Check each line below for the word "React", and copy those that have it.
────────────────────
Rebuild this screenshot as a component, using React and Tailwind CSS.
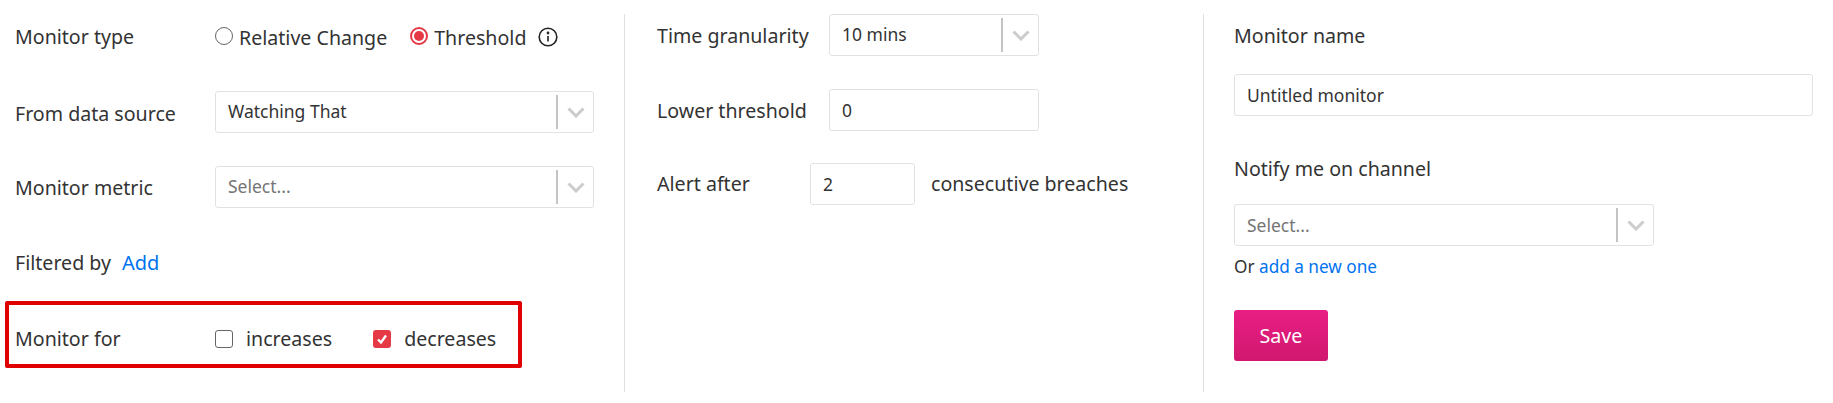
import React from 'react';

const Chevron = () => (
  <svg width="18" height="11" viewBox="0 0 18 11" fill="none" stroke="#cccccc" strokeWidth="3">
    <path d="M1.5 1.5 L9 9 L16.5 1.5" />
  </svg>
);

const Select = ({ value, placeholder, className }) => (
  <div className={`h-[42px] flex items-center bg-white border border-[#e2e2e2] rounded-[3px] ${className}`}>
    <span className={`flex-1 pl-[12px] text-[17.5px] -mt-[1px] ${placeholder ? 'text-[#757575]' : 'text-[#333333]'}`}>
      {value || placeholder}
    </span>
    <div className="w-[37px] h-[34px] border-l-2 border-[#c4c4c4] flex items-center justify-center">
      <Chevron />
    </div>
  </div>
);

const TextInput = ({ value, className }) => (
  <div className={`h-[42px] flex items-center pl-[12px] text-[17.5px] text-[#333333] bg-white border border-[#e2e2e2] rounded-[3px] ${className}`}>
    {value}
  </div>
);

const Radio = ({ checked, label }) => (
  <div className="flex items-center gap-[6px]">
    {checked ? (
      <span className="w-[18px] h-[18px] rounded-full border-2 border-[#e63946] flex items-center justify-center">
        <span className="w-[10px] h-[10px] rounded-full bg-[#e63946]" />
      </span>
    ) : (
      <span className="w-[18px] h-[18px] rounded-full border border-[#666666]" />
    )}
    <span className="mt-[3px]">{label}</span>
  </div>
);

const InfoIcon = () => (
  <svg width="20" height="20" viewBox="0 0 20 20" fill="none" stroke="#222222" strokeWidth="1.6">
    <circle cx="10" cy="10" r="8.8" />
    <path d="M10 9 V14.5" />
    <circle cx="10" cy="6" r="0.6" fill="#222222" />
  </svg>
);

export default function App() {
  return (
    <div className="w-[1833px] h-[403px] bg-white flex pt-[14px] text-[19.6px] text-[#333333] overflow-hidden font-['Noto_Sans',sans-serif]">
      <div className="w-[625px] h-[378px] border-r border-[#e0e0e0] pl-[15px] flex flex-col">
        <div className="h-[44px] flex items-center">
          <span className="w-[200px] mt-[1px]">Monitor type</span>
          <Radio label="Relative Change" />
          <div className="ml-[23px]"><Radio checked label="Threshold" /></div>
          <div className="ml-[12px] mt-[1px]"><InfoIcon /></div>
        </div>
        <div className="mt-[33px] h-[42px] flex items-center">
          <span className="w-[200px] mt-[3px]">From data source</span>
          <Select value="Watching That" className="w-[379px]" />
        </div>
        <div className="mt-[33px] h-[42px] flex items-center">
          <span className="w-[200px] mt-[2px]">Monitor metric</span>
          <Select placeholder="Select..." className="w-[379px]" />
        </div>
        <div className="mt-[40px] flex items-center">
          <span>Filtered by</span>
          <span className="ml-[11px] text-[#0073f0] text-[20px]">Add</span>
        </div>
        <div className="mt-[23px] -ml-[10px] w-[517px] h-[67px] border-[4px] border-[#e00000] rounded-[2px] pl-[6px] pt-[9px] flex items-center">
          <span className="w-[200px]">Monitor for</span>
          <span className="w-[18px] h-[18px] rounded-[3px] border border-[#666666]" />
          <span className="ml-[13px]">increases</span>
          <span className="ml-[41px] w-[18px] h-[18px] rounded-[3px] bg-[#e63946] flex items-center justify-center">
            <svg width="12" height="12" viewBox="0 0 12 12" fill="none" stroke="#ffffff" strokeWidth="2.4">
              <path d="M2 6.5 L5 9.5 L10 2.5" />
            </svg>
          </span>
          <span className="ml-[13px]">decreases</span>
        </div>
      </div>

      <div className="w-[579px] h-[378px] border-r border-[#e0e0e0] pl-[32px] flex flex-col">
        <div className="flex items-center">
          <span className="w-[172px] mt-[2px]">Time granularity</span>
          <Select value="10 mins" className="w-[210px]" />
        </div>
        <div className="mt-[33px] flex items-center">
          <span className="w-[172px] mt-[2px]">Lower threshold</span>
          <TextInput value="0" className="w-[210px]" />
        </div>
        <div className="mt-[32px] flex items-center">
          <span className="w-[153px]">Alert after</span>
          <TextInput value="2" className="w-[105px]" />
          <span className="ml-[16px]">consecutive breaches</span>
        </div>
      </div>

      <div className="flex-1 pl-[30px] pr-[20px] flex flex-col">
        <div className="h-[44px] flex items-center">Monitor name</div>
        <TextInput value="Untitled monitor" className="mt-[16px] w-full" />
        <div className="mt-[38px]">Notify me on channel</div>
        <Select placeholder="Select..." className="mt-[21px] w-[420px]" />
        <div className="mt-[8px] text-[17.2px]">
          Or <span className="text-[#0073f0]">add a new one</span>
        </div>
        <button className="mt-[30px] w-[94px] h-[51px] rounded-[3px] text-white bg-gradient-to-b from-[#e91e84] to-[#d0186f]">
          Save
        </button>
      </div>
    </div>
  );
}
────────────────────
- TASK ANSWER
Rebuild this screenshot as a component, using React and Tailwind CSS.
import React from 'react';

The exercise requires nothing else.